## Stated task
All the data below goes into the copy word for word, but the pictures don't.

>> BEGIN

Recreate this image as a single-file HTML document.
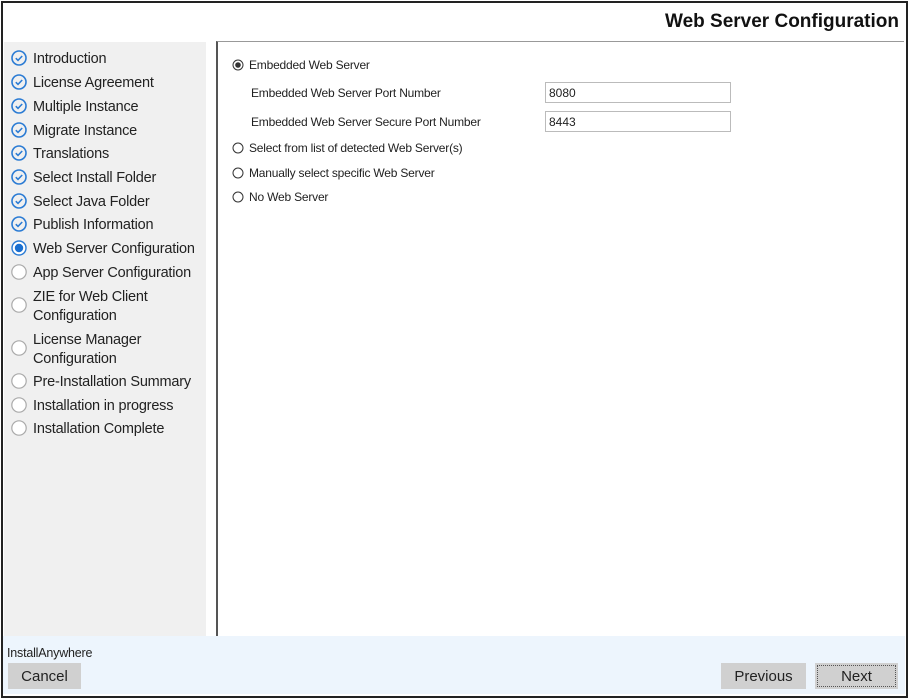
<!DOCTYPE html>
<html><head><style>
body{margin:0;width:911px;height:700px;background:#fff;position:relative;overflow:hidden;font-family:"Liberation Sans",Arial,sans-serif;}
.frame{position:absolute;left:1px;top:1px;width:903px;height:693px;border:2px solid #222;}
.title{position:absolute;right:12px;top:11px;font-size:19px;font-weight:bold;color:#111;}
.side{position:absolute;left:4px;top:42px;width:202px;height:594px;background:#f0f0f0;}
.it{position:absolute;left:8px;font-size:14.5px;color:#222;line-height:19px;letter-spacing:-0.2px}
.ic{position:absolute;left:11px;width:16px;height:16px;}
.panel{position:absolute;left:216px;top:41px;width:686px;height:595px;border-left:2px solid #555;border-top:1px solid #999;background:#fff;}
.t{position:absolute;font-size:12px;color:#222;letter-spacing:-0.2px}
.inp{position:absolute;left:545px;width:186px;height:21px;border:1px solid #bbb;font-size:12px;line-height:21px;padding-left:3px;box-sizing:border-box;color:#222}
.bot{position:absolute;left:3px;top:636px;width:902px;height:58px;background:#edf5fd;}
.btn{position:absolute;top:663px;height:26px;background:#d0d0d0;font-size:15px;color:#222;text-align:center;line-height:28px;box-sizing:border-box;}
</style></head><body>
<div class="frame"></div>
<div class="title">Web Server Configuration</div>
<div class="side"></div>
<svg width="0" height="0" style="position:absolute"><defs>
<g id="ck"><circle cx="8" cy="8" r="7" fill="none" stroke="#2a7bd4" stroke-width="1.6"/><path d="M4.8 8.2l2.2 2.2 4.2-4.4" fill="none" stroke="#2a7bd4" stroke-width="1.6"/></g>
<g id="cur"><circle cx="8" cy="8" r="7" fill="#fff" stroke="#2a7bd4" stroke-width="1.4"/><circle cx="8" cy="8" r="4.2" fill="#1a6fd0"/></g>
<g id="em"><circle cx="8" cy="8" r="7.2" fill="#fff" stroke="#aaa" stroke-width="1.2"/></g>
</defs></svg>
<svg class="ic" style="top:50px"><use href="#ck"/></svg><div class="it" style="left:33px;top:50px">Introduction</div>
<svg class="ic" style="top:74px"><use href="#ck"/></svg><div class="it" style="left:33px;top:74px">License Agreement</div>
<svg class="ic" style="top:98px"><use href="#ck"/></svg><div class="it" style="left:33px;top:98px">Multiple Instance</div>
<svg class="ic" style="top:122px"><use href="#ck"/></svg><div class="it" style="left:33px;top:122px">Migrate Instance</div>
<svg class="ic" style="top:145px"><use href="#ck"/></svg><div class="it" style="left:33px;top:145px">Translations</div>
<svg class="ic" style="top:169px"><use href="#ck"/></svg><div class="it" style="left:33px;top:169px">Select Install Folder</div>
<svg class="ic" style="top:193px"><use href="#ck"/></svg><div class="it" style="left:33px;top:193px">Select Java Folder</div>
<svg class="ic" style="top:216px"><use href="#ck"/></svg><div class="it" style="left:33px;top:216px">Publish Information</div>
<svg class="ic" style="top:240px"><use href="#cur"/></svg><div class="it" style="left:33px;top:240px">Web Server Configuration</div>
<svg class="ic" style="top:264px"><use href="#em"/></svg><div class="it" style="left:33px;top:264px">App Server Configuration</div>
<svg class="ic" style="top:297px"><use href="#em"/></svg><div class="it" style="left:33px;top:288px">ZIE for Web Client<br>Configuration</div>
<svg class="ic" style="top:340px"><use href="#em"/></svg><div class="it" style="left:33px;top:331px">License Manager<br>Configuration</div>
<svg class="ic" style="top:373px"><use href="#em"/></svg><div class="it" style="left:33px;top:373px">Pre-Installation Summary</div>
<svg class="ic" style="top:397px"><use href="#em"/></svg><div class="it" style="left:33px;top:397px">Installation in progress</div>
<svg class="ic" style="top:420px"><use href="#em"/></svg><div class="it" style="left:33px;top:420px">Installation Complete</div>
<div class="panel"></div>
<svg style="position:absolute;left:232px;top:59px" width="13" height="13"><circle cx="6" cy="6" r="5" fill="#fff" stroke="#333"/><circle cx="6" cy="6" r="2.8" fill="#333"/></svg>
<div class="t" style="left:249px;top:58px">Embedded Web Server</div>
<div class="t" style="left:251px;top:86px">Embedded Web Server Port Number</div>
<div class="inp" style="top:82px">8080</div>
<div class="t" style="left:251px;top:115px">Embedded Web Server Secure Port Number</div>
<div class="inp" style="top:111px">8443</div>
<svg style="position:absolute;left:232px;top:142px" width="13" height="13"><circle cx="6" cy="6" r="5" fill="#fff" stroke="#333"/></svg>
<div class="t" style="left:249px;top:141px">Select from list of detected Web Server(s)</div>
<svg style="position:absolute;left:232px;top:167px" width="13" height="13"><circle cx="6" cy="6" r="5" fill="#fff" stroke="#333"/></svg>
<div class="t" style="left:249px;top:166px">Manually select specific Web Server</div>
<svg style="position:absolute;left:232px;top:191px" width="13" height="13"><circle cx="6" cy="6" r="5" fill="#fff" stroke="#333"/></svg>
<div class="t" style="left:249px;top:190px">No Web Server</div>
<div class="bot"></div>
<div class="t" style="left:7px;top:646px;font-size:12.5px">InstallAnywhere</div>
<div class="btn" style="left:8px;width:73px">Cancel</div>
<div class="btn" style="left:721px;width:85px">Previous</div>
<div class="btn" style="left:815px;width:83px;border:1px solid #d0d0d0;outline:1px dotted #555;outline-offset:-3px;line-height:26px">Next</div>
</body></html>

>> END

## Answer to this exercise
Recreate this image as a single-file HTML document.
<!DOCTYPE html>
<html><head><style>
body{margin:0;width:911px;height:700px;background:#fff;position:relative;overflow:hidden;font-family:"Liberation Sans",Arial,sans-serif;}
.frame{position:absolute;left:1px;top:1px;width:903px;height:693px;border:2px solid #222;}
.title{position:absolute;right:12px;top:11px;font-size:19px;font-weight:bold;color:#111;}
.side{position:absolute;left:4px;top:42px;width:202px;height:594px;background:#f0f0f0;}
.it{position:absolute;left:8px;font-size:14.5px;color:#222;line-height:19px;letter-spacing:-0.2px}
.ic{position:absolute;left:11px;width:16px;height:16px;}
.panel{position:absolute;left:216px;top:41px;width:686px;height:595px;border-left:2px solid #555;border-top:1px solid #999;background:#fff;}
.t{position:absolute;font-size:12px;color:#222;letter-spacing:-0.2px}
.inp{position:absolute;left:545px;width:186px;height:21px;border:1px solid #bbb;font-size:12px;line-height:21px;padding-left:3px;box-sizing:border-box;color:#222}
.bot{position:absolute;left:3px;top:636px;width:902px;height:58px;background:#edf5fd;}
.btn{position:absolute;top:663px;height:26px;background:#d0d0d0;font-size:15px;color:#222;text-align:center;line-height:28px;box-sizing:border-box;}
</style></head><body>
<div class="frame"></div>
<div class="title">Web Server Configuration</div>
<div class="side"></div>
<svg width="0" height="0" style="position:absolute"><defs>
<g id="ck"><circle cx="8" cy="8" r="7" fill="none" stroke="#2a7bd4" stroke-width="1.6"/><path d="M4.8 8.2l2.2 2.2 4.2-4.4" fill="none" stroke="#2a7bd4" stroke-width="1.6"/></g>
<g id="cur"><circle cx="8" cy="8" r="7" fill="#fff" stroke="#2a7bd4" stroke-width="1.4"/><circle cx="8" cy="8" r="4.2" fill="#1a6fd0"/></g>
<g id="em"><circle cx="8" cy="8" r="7.2" fill="#fff" stroke="#aaa" stroke-width="1.2"/></g>
</defs></svg>
<svg class="ic" style="top:50px"><use href="#ck"/></svg><div class="it" style="left:33px;top:50px">Introduction</div>
<svg class="ic" style="top:74px"><use href="#ck"/></svg><div class="it" style="left:33px;top:74px">License Agreement</div>
<svg class="ic" style="top:98px"><use href="#ck"/></svg><div class="it" style="left:33px;top:98px">Multiple Instance</div>
<svg class="ic" style="top:122px"><use href="#ck"/></svg><div class="it" style="left:33px;top:122px">Migrate Instance</div>
<svg class="ic" style="top:145px"><use href="#ck"/></svg><div class="it" style="left:33px;top:145px">Translations</div>
<svg class="ic" style="top:169px"><use href="#ck"/></svg><div class="it" style="left:33px;top:169px">Select Install Folder</div>
<svg class="ic" style="top:193px"><use href="#ck"/></svg><div class="it" style="left:33px;top:193px">Select Java Folder</div>
<svg class="ic" style="top:216px"><use href="#ck"/></svg><div class="it" style="left:33px;top:216px">Publish Information</div>
<svg class="ic" style="top:240px"><use href="#cur"/></svg><div class="it" style="left:33px;top:240px">Web Server Configuration</div>
<svg class="ic" style="top:264px"><use href="#em"/></svg><div class="it" style="left:33px;top:264px">App Server Configuration</div>
<svg class="ic" style="top:297px"><use href="#em"/></svg><div class="it" style="left:33px;top:288px">ZIE for Web Client<br>Configuration</div>
<svg class="ic" style="top:340px"><use href="#em"/></svg><div class="it" style="left:33px;top:331px">License Manager<br>Configuration</div>
<svg class="ic" style="top:373px"><use href="#em"/></svg><div class="it" style="left:33px;top:373px">Pre-Installation Summary</div>
<svg class="ic" style="top:397px"><use href="#em"/></svg><div class="it" style="left:33px;top:397px">Installation in progress</div>
<svg class="ic" style="top:420px"><use href="#em"/></svg><div class="it" style="left:33px;top:420px">Installation Complete</div>
<div class="panel"></div>
<svg style="position:absolute;left:232px;top:59px" width="13" height="13"><circle cx="6" cy="6" r="5" fill="#fff" stroke="#333"/><circle cx="6" cy="6" r="2.8" fill="#333"/></svg>
<div class="t" style="left:249px;top:58px">Embedded Web Server</div>
<div class="t" style="left:251px;top:86px">Embedded Web Server Port Number</div>
<div class="inp" style="top:82px">8080</div>
<div class="t" style="left:251px;top:115px">Embedded Web Server Secure Port Number</div>
<div class="inp" style="top:111px">8443</div>
<svg style="position:absolute;left:232px;top:142px" width="13" height="13"><circle cx="6" cy="6" r="5" fill="#fff" stroke="#333"/></svg>
<div class="t" style="left:249px;top:141px">Select from list of detected Web Server(s)</div>
<svg style="position:absolute;left:232px;top:167px" width="13" height="13"><circle cx="6" cy="6" r="5" fill="#fff" stroke="#333"/></svg>
<div class="t" style="left:249px;top:166px">Manually select specific Web Server</div>
<svg style="position:absolute;left:232px;top:191px" width="13" height="13"><circle cx="6" cy="6" r="5" fill="#fff" stroke="#333"/></svg>
<div class="t" style="left:249px;top:190px">No Web Server</div>
<div class="bot"></div>
<div class="t" style="left:7px;top:646px;font-size:12.5px">InstallAnywhere</div>
<div class="btn" style="left:8px;width:73px">Cancel</div>
<div class="btn" style="left:721px;width:85px">Previous</div>
<div class="btn" style="left:815px;width:83px;border:1px solid #d0d0d0;outline:1px dotted #555;outline-offset:-3px;line-height:26px">Next</div>
</body></html>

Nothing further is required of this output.